In the Media

Foreign criminal syndicates 'behind metal thefts in Britain'

PUBLISHED March 31, 2012

Authorities say the "serious" international criminal syndicates are likely behind attacks on the country's historic buildings, railways and national infrastructure.

Intelligence suggests gangs from Africa and China are stealing valuable metal to "finance and fund organised crime" while causing "serious harm" in Britain.

The Daily Telegraph has learned police are now investigating whether the gangs' "methodology" includes sending associates to Britain or instead forming lucrative partnerships with established local crime networks.

On Friday, it was disclosed that an operation involving dozens of officers from six forces, seized more than £500,000 worth of smuggled metal from ports along the east coast.

Sources involved in "Operation Chisel" say evidence has, for the first time, provided "proof of how the metal theft epidemic has now become a highly organised international operation".

In a series of intelligence-led raids, authorities recovered dozens of stolen cars, which had mostly been stripped down, caravans, a "large quantity of national infrastructure cable" and more than 1100 liquid propane gas (LPG) cylinders.

The investigation, headed by the Eastern Region Special Operation Unit (ERSOU), uncovered evidence to suggest the smuggled metal was bound for China, West Africa and India and Northern Cyprus.

Cargo containers were raided at ports in London Thamesport, Tilbury, Felixstowe, Harwich and Dover.

Meanwhile Calor Gas, the multinational company owned by the Dutch SHV Energy, said thousands of cylinders have been recovered from African countries including Nigeria, Ghana, Sierra Leone, Gambia and Tanzania.

Last year more than 200,000 gas cylinders were stolen across Britain by scrap metal thieves, costing the industry more than £9 million.

The cylinders are not only being melted down as part of wider operations in Africa to steal valuable metal in other items but are also sold commercially as a whole.

Officials say that unless they are treated with care by experts the cylinders could cause "devastation".

Det Insp Gary Brotherhood, the officer in charge of the ERSOU, said the smuggling operations were "clearly the work of serious and organised crime groups using this as a means to finance and fund organised crime".

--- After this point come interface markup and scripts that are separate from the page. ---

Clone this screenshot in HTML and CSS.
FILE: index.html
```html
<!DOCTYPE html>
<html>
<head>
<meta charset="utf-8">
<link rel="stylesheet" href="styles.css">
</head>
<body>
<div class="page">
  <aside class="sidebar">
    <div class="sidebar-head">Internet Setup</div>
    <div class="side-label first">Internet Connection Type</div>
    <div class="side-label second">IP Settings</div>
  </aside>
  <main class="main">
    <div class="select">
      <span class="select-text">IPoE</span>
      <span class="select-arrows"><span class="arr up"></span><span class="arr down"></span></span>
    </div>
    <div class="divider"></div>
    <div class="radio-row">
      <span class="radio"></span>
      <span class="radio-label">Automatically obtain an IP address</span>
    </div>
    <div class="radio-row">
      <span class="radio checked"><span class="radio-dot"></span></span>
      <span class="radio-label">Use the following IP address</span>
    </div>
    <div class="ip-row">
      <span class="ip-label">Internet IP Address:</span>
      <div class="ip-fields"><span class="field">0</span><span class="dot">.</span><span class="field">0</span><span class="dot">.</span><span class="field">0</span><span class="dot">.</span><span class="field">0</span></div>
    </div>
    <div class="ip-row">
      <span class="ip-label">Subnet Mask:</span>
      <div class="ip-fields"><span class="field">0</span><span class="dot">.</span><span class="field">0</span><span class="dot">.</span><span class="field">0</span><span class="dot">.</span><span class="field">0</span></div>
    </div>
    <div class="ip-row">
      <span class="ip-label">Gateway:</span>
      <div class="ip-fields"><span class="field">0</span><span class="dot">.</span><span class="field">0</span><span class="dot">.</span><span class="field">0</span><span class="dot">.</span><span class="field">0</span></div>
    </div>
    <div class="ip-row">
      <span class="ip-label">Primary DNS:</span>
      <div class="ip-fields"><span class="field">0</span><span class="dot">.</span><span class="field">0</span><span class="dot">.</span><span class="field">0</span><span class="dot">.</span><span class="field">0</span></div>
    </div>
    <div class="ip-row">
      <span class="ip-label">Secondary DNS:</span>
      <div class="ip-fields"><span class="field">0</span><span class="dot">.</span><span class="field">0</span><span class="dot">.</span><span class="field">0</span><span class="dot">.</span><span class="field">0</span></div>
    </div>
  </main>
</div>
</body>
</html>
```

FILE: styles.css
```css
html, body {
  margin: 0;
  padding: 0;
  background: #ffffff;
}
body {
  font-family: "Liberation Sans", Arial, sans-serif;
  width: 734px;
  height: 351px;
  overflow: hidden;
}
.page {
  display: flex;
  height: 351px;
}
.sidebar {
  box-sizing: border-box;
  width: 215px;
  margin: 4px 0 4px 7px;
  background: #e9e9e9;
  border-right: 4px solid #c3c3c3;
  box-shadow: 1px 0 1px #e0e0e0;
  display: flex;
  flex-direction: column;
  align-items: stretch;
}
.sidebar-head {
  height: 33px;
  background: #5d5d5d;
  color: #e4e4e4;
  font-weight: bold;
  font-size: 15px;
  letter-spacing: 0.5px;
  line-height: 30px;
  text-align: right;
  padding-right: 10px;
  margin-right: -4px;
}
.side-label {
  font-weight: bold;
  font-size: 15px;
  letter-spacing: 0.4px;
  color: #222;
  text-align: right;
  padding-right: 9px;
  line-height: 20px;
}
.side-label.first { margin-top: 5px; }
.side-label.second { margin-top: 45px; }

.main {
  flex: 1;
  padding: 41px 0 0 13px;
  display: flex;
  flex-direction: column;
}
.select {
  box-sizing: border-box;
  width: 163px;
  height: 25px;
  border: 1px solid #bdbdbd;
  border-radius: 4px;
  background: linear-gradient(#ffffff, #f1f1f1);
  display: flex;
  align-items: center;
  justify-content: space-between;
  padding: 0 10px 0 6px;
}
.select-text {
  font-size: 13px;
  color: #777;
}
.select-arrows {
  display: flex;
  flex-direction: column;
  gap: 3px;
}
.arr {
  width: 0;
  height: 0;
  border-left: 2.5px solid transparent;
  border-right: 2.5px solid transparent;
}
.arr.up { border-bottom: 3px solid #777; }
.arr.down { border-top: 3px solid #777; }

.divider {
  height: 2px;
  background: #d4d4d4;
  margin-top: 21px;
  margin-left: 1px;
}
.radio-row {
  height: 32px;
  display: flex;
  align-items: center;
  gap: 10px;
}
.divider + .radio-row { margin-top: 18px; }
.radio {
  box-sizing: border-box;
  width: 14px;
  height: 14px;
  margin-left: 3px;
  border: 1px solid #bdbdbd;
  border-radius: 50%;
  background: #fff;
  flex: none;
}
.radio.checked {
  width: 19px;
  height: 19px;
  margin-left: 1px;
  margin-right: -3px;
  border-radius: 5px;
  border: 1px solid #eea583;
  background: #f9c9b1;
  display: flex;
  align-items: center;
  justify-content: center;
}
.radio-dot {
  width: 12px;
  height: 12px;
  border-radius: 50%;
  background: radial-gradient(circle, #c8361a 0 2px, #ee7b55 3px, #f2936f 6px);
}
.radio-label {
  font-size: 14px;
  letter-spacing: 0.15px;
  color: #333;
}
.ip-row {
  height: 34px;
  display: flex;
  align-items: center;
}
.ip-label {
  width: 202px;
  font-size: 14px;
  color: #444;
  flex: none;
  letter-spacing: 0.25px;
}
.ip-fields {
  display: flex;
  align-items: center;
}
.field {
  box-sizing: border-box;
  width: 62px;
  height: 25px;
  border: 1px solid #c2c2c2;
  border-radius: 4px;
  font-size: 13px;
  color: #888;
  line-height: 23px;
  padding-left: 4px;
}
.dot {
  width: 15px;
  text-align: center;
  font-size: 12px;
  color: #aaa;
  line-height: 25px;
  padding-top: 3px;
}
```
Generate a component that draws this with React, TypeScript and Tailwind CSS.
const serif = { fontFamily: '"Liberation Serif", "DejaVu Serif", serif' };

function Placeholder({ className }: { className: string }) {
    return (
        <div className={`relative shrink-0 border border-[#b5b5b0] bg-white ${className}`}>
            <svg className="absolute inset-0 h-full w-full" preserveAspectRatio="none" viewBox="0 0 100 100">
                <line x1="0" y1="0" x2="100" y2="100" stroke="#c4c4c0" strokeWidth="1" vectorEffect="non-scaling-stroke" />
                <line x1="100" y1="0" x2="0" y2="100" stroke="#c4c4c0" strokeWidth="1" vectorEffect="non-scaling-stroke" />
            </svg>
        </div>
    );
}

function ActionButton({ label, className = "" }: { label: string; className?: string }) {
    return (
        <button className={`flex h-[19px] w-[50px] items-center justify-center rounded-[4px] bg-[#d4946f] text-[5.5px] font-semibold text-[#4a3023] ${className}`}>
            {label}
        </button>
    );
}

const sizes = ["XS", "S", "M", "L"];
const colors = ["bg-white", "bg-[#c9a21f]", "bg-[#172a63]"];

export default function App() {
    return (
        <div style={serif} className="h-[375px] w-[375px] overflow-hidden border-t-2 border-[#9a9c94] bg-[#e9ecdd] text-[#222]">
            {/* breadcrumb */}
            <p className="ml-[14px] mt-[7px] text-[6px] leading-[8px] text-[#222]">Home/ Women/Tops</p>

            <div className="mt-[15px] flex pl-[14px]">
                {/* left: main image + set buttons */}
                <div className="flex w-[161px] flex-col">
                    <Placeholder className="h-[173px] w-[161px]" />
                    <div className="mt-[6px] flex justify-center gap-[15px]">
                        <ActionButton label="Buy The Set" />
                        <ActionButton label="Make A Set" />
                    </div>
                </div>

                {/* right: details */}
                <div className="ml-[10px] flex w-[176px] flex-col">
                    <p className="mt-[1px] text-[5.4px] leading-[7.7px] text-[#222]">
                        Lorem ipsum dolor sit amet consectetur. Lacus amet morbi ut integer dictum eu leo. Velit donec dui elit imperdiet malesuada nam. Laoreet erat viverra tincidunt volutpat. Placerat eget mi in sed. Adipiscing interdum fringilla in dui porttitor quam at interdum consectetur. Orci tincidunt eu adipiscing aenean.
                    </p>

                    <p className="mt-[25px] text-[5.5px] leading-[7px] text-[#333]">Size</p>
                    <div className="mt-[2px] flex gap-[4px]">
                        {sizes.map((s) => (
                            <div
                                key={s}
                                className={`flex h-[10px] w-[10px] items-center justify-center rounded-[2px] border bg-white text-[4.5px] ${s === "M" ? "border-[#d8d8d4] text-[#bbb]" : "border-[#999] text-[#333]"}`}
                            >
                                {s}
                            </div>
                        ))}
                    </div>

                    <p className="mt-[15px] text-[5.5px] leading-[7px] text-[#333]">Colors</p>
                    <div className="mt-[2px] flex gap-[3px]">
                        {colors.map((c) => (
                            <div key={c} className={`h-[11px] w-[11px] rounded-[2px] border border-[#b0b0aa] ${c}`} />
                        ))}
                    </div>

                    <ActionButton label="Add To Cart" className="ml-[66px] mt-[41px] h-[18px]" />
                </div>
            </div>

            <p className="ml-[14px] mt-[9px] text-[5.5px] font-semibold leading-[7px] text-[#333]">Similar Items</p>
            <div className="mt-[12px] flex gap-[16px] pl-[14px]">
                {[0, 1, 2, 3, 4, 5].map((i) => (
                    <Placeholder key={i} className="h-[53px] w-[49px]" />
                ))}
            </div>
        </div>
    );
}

"These groups, based in this country and also overseas, are interested in making money from the commodities that have been shipped there," he told The Daily Telegraph.

"Metal theft is a very lucrative market and these organised crime groups will then target these commodities... either to fund other criminality or for profit.

"The shipping routes that have been identified we believe are linked to organised criminals networks in the UK as well as countries where these items were going to. We think there has to be a local market demand for these commodities."

He added: "It is fair to say that the theft of cables has been prolific and we are going to target these gangs who believe they can steal and cause disruptions here.

"This investigation will have significantly disrupted sophisticated criminal networks."

The UK Border Force (UKBF) commissioned Operation Chisel, which involved officers from Norfolk, Bedfordshire, Cambridgeshire, Essex, Hertfordshire and Suffolk police forces.

The government agency, formerly known as the UK Border Agency, supplied "cutting edge technology" as well as intelligence on international smuggling for the operation which undertaken over the past few months.

Officials from Her Majesty's Revenue and Customs, the Maritime and Coastguard Agency and Environment Agency are also involved in the ongoing operation as investigations continue.

Evidence is to be sent to national intelligence databases at the Home Office and the Serious Organised Crime Agency, which is also involved in the operation.

Authorities say any arrested criminals caught smuggling gas cylinders could face charges including shipping of dangerous goods.

Bill Form, the Border Force Assistant Director for Central Region UK, said authorities were determined to crack down on the illegal operations.

"Where international crime gangs are involved, we are determined to stop these goods being smuggled out of the UK.

Paul Blacklock, Calor's head of strategy, said the company had noticed a marked "escalation" in the thefts involving its goods.

Over the past year thefts of cylinders has cost the company more than £4.5 million, with more than steel gas cylinders being stolen.

"For a long time we have suspected that many … cylinders were disappearing, not just into the illegal scrap trade but also as part of a more organised criminal underworld," he said. "What these criminals are doing is highly dangerous."

Official figures have shown that more than 1,000 metal theft offences are occurring every week in Britain.